Defendants' final assertion is that Section 722 is unconstitutional on *184 its face.[8] It is recognized, of course, that vague and widesweeping statutory concepts of "breach of the peace" and "disorderly conduct" cannot be applied to constitutionally protected forms of expression. Edwards v. South Carolina, 372 U.S. 229, 83 S. Ct. 680, 9 L. Ed. 2d 697 (1963) and Cox v. State of Louisiana, 379 U.S. 536, 85 S. Ct. 453, 13 L. Ed. 2d 471 (1965). Indeed, the very language found opprobrious to the Court in Cox, viz. "to agitate, to arouse from a state of repose, to molest, to interrupt, to hinder, to disquiet", is close to that of the New York statute under scrutiny here, viz. "to annoy, disturb, interfere with, obstruct, or be offensive to others".

But, unlike the highest court of Louisiana, the Court of Appeals of New York has narrowly applied and construed Subsection 2 of Section 722. This is crucial in that the statutory interpretation given by the higher state courts has been recognized by the Supreme Court "as definitely as if it had been so amended by the legislature". Winters v. People of State of New York, 333 U.S. 507, at page 514, 68 S. Ct. 665, at page 669, 92 L. Ed. 840 (1948). While, as pointed out in Cox, the courts of Louisiana have given such a broad and sweeping interpretation to the breach of peace statute of that state to as likely allow for conviction for constitutionally protected speech and assembly as it might for illegal conduct, such has not been the construction of the similar New York statute by the highest court of this state.

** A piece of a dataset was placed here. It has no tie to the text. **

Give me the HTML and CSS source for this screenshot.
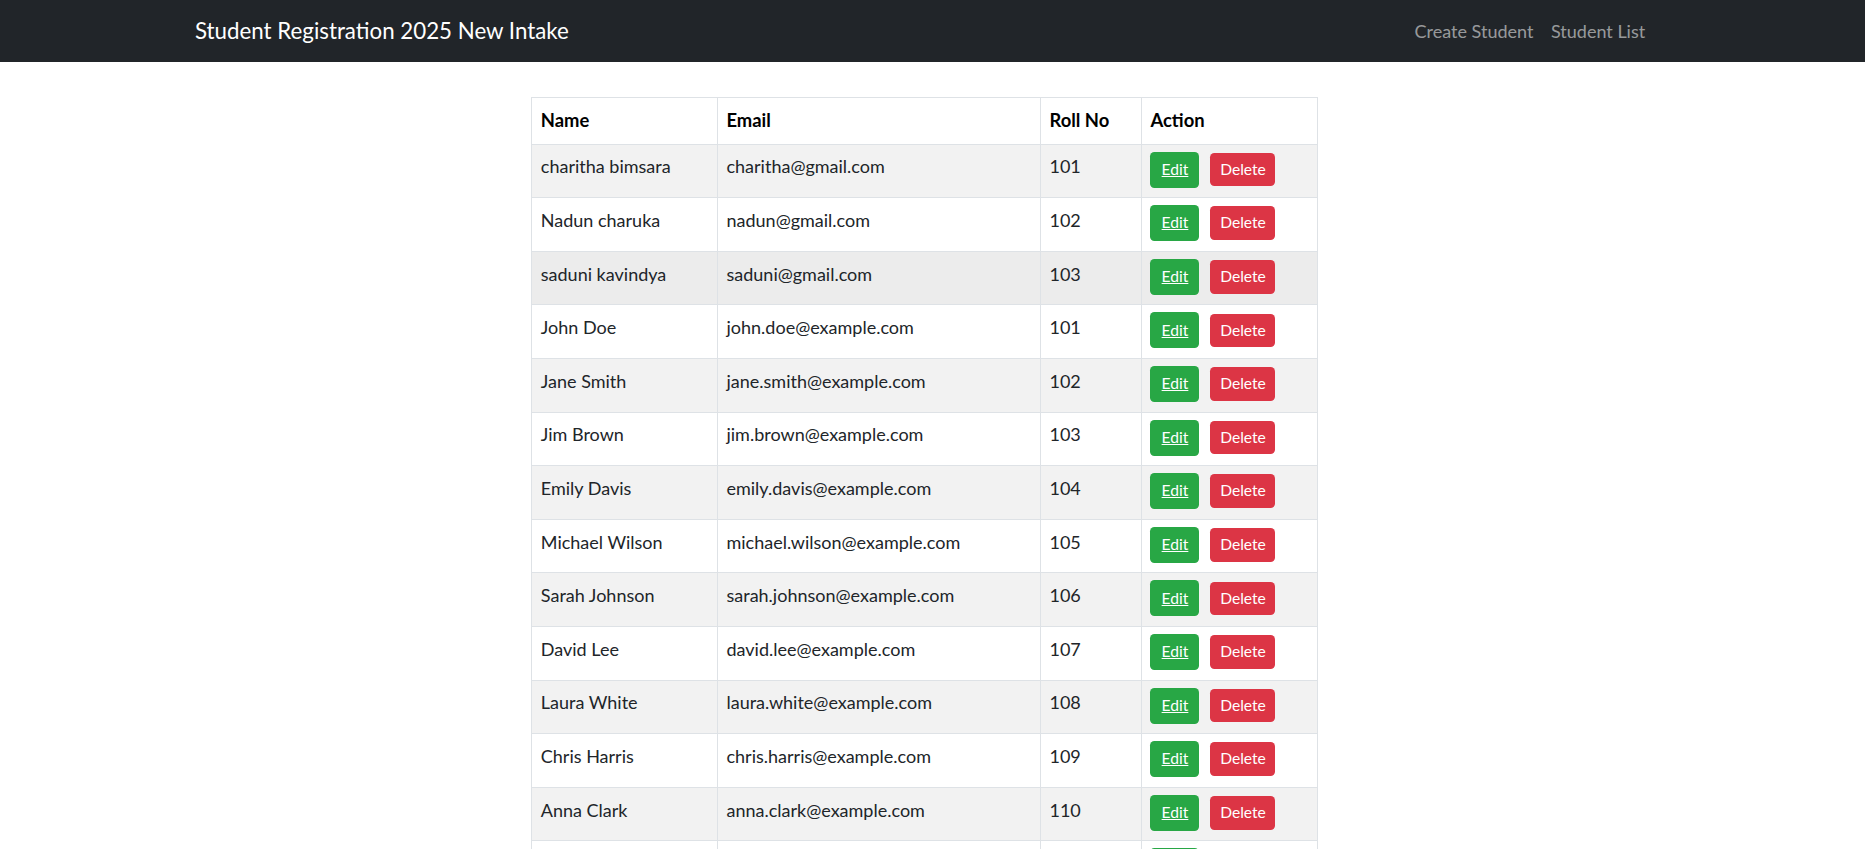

In People v. Carcel, 3 N.Y.2d 327, 165 N.Y.S.2d 113, 144 N.E.2d 81, 65 A.L.R.2d 1145 (1957) and People v. Nixson, 248 N.Y. 182, 161 N.E. 463 (1928), for example, the Court of Appeals of New York expressed its caution and concern by applying a guarded and narrow interpretation to Section 722(2) and in both cases convictions under this statute were reversed. In those and other cases, the Court of Appeals has made it abundantly clear that Section 722(2) cannot be applied to peaceful demonstrations causing minor inconvenience to passers-by i. e. that the language in question can only refer to a disturbance of public order by violence or by acts likely to cause violence or by conduct which produces consternation and alarm among the general public. As so narrowly limited and defined, New York Penal Law § 722(2), in my view, cannot be held to be unconstitutional on its face.

The motions for particulars and discovery are granted; all the other defense motions are denied.

It is so ordered.


[1] More particularly the government is alleging a violation of N.Y. Penal Law, McKinney's Consol.Laws, c. 40, § 722(2) which states in relevant part: "Any person who with intent to provoke a breach of the peace, or whereby a breach of the peace may be occasioned, commits any of the following acts shall be deemed to have committed the offense of disorderly conduct:

* * * * *

2. Acts in such a manner as to annoy, disturb, interfere with, obstruct, or be offensive to others; * * *."

[2] The power of the United States marshals to make arrests is derived from Title 18, § 3053 providing:

"United States marshals and their deputies may carry firearms and make arrests without warrant for any offense against the United States committed in their presence, or for any felony cognizable under the laws of the United States if they have reasonable grounds to believe that the person to be arrested has committed or is committing such felony."

[3] 18 U.S.C. § 13 reads in part: "Whoever [on a federal reservation] * * * is guilty of any act or omission which, although not made punishable by any enactment of Congress, would be punishable if committed or omitted within the jurisdiction of the State * * * in which such place is situated, by the laws thereof in force at the time of such act or omission, shall be guilty of a like offense and subject to a like punishment."

[4] 18 U.S.C. § 1507 reads in part: "Picketing and parades. Whoever, with the intent of interfering with, obstructing, of impeding the administration of justice, or with the intent of influencing any judge, juror, witness, or court officer, in the discharge of his duty, pickets or parades in or near a building housing a court of the United States, or in or near a building or residence occupied or used by such judge, juror, witness, or court officer, or with such intent uses any sound-truck or similar device or resorts to any other demonstration in or near any such building or residence, shall be fined not more than $5,000 or imprisoned not more than one year, or both."

18 U.S.C. § 401 reads in part: "Power of Court. A court of the United States shall have power to punish by fine or imprisonment, at its discretion, such contempt of its authority, and none other, as

(1) Misbehavior of any person in its presence or so near thereto as to obstruct the administration of justice; * * *."

[5] In Williams the defendant was convicted of a charge of statutory rape of a 17 year old girl under an assimilated state law which set the age of consent at 18. There was at the time a similar federal statute which could have been applied and which set the age of consent at 16. The Supreme Court reversed the conviction.

[6] In my view, 18 U.S.C. § 401, the contempt statute, is inapposite to the conduct pleaded in the information.

[7] Indeed, there is authority for the proposition that the government would have been justified in proceeding both under an assimilation of N.Y. Penal Law § 722 and 18 U.S.C. § 1507. See Clark v. United States, 267 F.2d 99 (4th Cir. 1959) and United States v. Beal, 126 F. Supp. 363 (N.D.Cal.1954).

[8] As already noted we are particularly interested in N.Y. Penal Law § 722(2). See footnote 1, supra.